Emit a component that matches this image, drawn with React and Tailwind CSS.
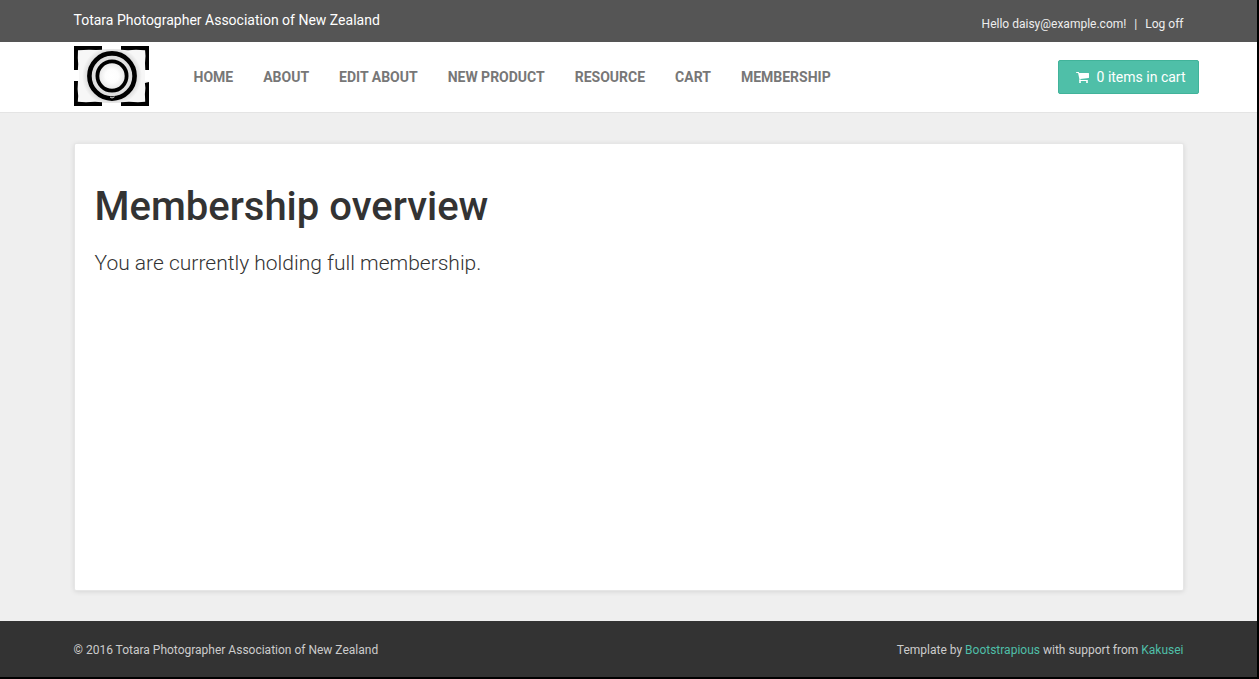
const navItems = ["Home", "About", "Edit About", "New Product", "Resource", "Cart", "Membership"];

function Logo() {
  return (
    <svg viewBox="0 0 76 60" className="block h-[60px] w-[76px]" role="img" aria-label="Home">
      <defs>
        <radialGradient id="lens-shade" cx="50%" cy="50%" r="50%">
          <stop offset="0%" stopColor="#fff" />
          <stop offset="22%" stopColor="#fdfdfd" />
          <stop offset="48%" stopColor="#e4e4e4" />
          <stop offset="80%" stopColor="#d9d9d9" />
          <stop offset="100%" stopColor="#f7f7f7" />
        </radialGradient>
      </defs>
      <rect x="1" y="1" width="74" height="58" fill="#f7f7f7" />
      <circle cx="38" cy="30" r="30" fill="url(#lens-shade)" />
      <g fill="#fff">
        <rect x="28" y="0" width="19" height="3" />
        <rect x="28" y="57" width="19" height="3" />
        <rect x="0" y="24" width="5" height="11" />
        <rect x="71" y="24" width="5" height="11" />
      </g>
      <g fill="#000">
        <path d="M0 0H28V3.8L22 4.1L15 3.7L4 4.2L3.8 12L4.2 18L3.9 24H0Z" />
        <path d="M47 0H75V24H71.3L71 17L71.5 10L71.1 4.2L62 3.7L54 4.2L47 3.8Z" />
        <path d="M0 35H4L3.6 43L4.2 50L3.8 55.8L12 56.2L21 55.8L28 56.3V60H0Z" />
        <path d="M75 36V60H47V56.2L55 55.8L64 56.3L71.2 55.8L70.9 48L71.4 42L70.9 37Z" />
      </g>
      <circle cx="38" cy="30" r="22.6" fill="none" stroke="#000" strokeWidth="4.6" />
      <circle cx="38" cy="30" r="14.6" fill="none" stroke="#000" strokeWidth="3.8" />
      <path d="M36 51L38 52L40.500 50.800" fill="none" stroke="#ddd" strokeWidth="1" />
    </svg>
  );
}

function CartIcon() {
  return (
    <svg viewBox="0 128 1664 1536" className="h-3 w-[13px] fill-current" aria-hidden="true">
      <path d="M640 1536q0 52-38 90t-90 38-90-38-38-90 38-90 90-38 90 38 38 90zm896 0q0 52-38 90t-90 38-90-38-38-90 38-90 90-38 90 38 38 90zm128-1088v512q0 24-16.5 42.5t-40.5 21.5l-1044 122q13 60 13 70 0 16-24 64h920q26 0 45 19t19 45-19 45-45 19h-1024q-26 0-45-19t-19-45q0-11 8-31.5t16-36 21.5-40 15.5-29.5l-177-823h-204q-26 0-45-19t-19-45 19-45 45-19h256q16 0 28.5 6.5t19.5 15.5 13 24.5 8 26 5.5 29.5 4.500 26h1201q26 0 45 19t19 45z" />
    </svg>
  );
}

function Container({ className, children }) {
  return <div className={`mx-auto w-full max-w-[1140px] px-[15px] ${className}`}>{children}</div>;
}

export default function App() {
  return (
    <div className="flex min-h-screen flex-col border-r-2 border-b-2 border-black bg-[#efefef] font-[Roboto,sans-serif] text-[#333]">
      <div className="bg-[#555] text-white">
        <Container className="flex flex-wrap justify-between pt-[10px] pb-2">
          <p className="text-sm leading-5">Totara Photographer Association of New Zealand</p>
          <div className="flex gap-2 pt-1 text-xs leading-5 text-[#eee]">
            <a href="#account">Hello daisy@example.com!</a>
            <span>|</span>
            <a href="#logoff">Log off</a>
          </div>
        </Container>
      </div>

      <header className="border-b border-[#e4e4e4] bg-white">
        <Container className="flex min-h-[70px] flex-wrap items-center">
          <a href="#home" className="mb-0.5">
            <Logo />
          </a>
          <nav className="ml-11 flex flex-wrap gap-[30px] text-sm leading-5 font-bold text-[#777] uppercase">
            {navItems.map((item) => (
              <a key={item} href={`#${item.toLowerCase().replace(" ", "-")}`}>
                {item}
              </a>
            ))}
          </nav>
          <a
            href="#basket"
            className="-mr-[15px] ml-auto flex items-center gap-2 rounded-xs border border-[#41b39a] bg-[#4fbfa8] py-[6px] pr-3 pl-[17px] text-sm leading-5 text-white"
          >
            <CartIcon />
            0 items in cart
          </a>
        </Container>
      </header>

      <main className="flex grow py-[30px]">
        <Container className="flex">
          <section className="grow rounded-xs border border-[#e6e6e6] bg-white px-5 pt-[41px] pb-5 shadow-[0_1px_5px_rgba(0,0,0,0.1)]">
            <h1 className="text-[40px] leading-[44px] font-medium">Membership overview</h1>
            <p className="mt-[19px] text-[21px] leading-[30px] font-light">
              You are currently holding full membership.
            </p>
          </section>
        </Container>
      </main>

      <footer className="bg-[#333] text-xs leading-4 text-[#ccc]">
        <Container className="flex flex-wrap justify-between gap-4 pt-[21px] pb-[19px]">
          <p>© 2016 Totara Photographer Association of New Zealand</p>
          <p>
            Template by{" "}
            <a href="#bootstrapious" className="text-[#4fbfa8]">
              Bootstrapious
            </a>{" "}
            with support from{" "}
            <a href="#kakusei" className="text-[#4fbfa8]">
              Kakusei
            </a>
          </p>
        </Container>
      </footer>
    </div>
  );
}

_ _ _ _ _

What you should do:
Write out the full set of lines verbatim, without the pictures.

Task solution:
Emit a component that matches this image, drawn with React and Tailwind CSS.
const navItems = ["Home", "About", "Edit About", "New Product", "Resource", "Cart", "Membership"];

function Logo() {
  return (
    <svg viewBox="0 0 76 60" className="block h-[60px] w-[76px]" role="img" aria-label="Home">
      <defs>
        <radialGradient id="lens-shade" cx="50%" cy="50%" r="50%">
          <stop offset="0%" stopColor="#fff" />
          <stop offset="22%" stopColor="#fdfdfd" />
          <stop offset="48%" stopColor="#e4e4e4" />
          <stop offset="80%" stopColor="#d9d9d9" />
          <stop offset="100%" stopColor="#f7f7f7" />
        </radialGradient>
      </defs>
      <rect x="1" y="1" width="74" height="58" fill="#f7f7f7" />
      <circle cx="38" cy="30" r="30" fill="url(#lens-shade)" />
      <g fill="#fff">
        <rect x="28" y="0" width="19" height="3" />
        <rect x="28" y="57" width="19" height="3" />
        <rect x="0" y="24" width="5" height="11" />
        <rect x="71" y="24" width="5" height="11" />
      </g>
      <g fill="#000">
        <path d="M0 0H28V3.8L22 4.1L15 3.7L4 4.2L3.8 12L4.2 18L3.9 24H0Z" />
        <path d="M47 0H75V24H71.3L71 17L71.5 10L71.1 4.2L62 3.7L54 4.2L47 3.8Z" />
        <path d="M0 35H4L3.6 43L4.2 50L3.8 55.8L12 56.2L21 55.8L28 56.3V60H0Z" />
        <path d="M75 36V60H47V56.2L55 55.8L64 56.3L71.2 55.8L70.9 48L71.4 42L70.9 37Z" />
      </g>
      <circle cx="38" cy="30" r="22.6" fill="none" stroke="#000" strokeWidth="4.6" />
      <circle cx="38" cy="30" r="14.6" fill="none" stroke="#000" strokeWidth="3.8" />
      <path d="M36 51L38 52L40.500 50.800" fill="none" stroke="#ddd" strokeWidth="1" />
    </svg>
  );
}

function CartIcon() {
  return (
    <svg viewBox="0 128 1664 1536" className="h-3 w-[13px] fill-current" aria-hidden="true">
      <path d="M640 1536q0 52-38 90t-90 38-90-38-38-90 38-90 90-38 90 38 38 90zm896 0q0 52-38 90t-90 38-90-38-38-90 38-90 90-38 90 38 38 90zm128-1088v512q0 24-16.5 42.5t-40.5 21.5l-1044 122q13 60 13 70 0 16-24 64h920q26 0 45 19t19 45-19 45-45 19h-1024q-26 0-45-19t-19-45q0-11 8-31.5t16-36 21.5-40 15.5-29.5l-177-823h-204q-26 0-45-19t-19-45 19-45 45-19h256q16 0 28.5 6.5t19.5 15.5 13 24.5 8 26 5.5 29.5 4.500 26h1201q26 0 45 19t19 45z" />
    </svg>
  );
}

function Container({ className, children }) {
  return <div className={`mx-auto w-full max-w-[1140px] px-[15px] ${className}`}>{children}</div>;
}

export default function App() {
  return (
    <div className="flex min-h-screen flex-col border-r-2 border-b-2 border-black bg-[#efefef] font-[Roboto,sans-serif] text-[#333]">
      <div className="bg-[#555] text-white">
        <Container className="flex flex-wrap justify-between pt-[10px] pb-2">
          <p className="text-sm leading-5">Totara Photographer Association of New Zealand</p>
          <div className="flex gap-2 pt-1 text-xs leading-5 text-[#eee]">
            <a href="#account">Hello daisy@example.com!</a>
            <span>|</span>
            <a href="#logoff">Log off</a>
          </div>
        </Container>
      </div>

      <header className="border-b border-[#e4e4e4] bg-white">
        <Container className="flex min-h-[70px] flex-wrap items-center">
          <a href="#home" className="mb-0.5">
            <Logo />
          </a>
          <nav className="ml-11 flex flex-wrap gap-[30px] text-sm leading-5 font-bold text-[#777] uppercase">
            {navItems.map((item) => (
              <a key={item} href={`#${item.toLowerCase().replace(" ", "-")}`}>
                {item}
              </a>
            ))}
          </nav>
          <a
            href="#basket"
            className="-mr-[15px] ml-auto flex items-center gap-2 rounded-xs border border-[#41b39a] bg-[#4fbfa8] py-[6px] pr-3 pl-[17px] text-sm leading-5 text-white"
          >
            <CartIcon />
            0 items in cart
          </a>
        </Container>
      </header>

      <main className="flex grow py-[30px]">
        <Container className="flex">
          <section className="grow rounded-xs border border-[#e6e6e6] bg-white px-5 pt-[41px] pb-5 shadow-[0_1px_5px_rgba(0,0,0,0.1)]">
            <h1 className="text-[40px] leading-[44px] font-medium">Membership overview</h1>
            <p className="mt-[19px] text-[21px] leading-[30px] font-light">
              You are currently holding full membership.
            </p>
          </section>
        </Container>
      </main>

      <footer className="bg-[#333] text-xs leading-4 text-[#ccc]">
        <Container className="flex flex-wrap justify-between gap-4 pt-[21px] pb-[19px]">
          <p>© 2016 Totara Photographer Association of New Zealand</p>
          <p>
            Template by{" "}
            <a href="#bootstrapious" className="text-[#4fbfa8]">
              Bootstrapious
            </a>{" "}
            with support from{" "}
            <a href="#kakusei" className="text-[#4fbfa8]">
              Kakusei
            </a>
          </p>
        </Container>
      </footer>
    </div>
  );
}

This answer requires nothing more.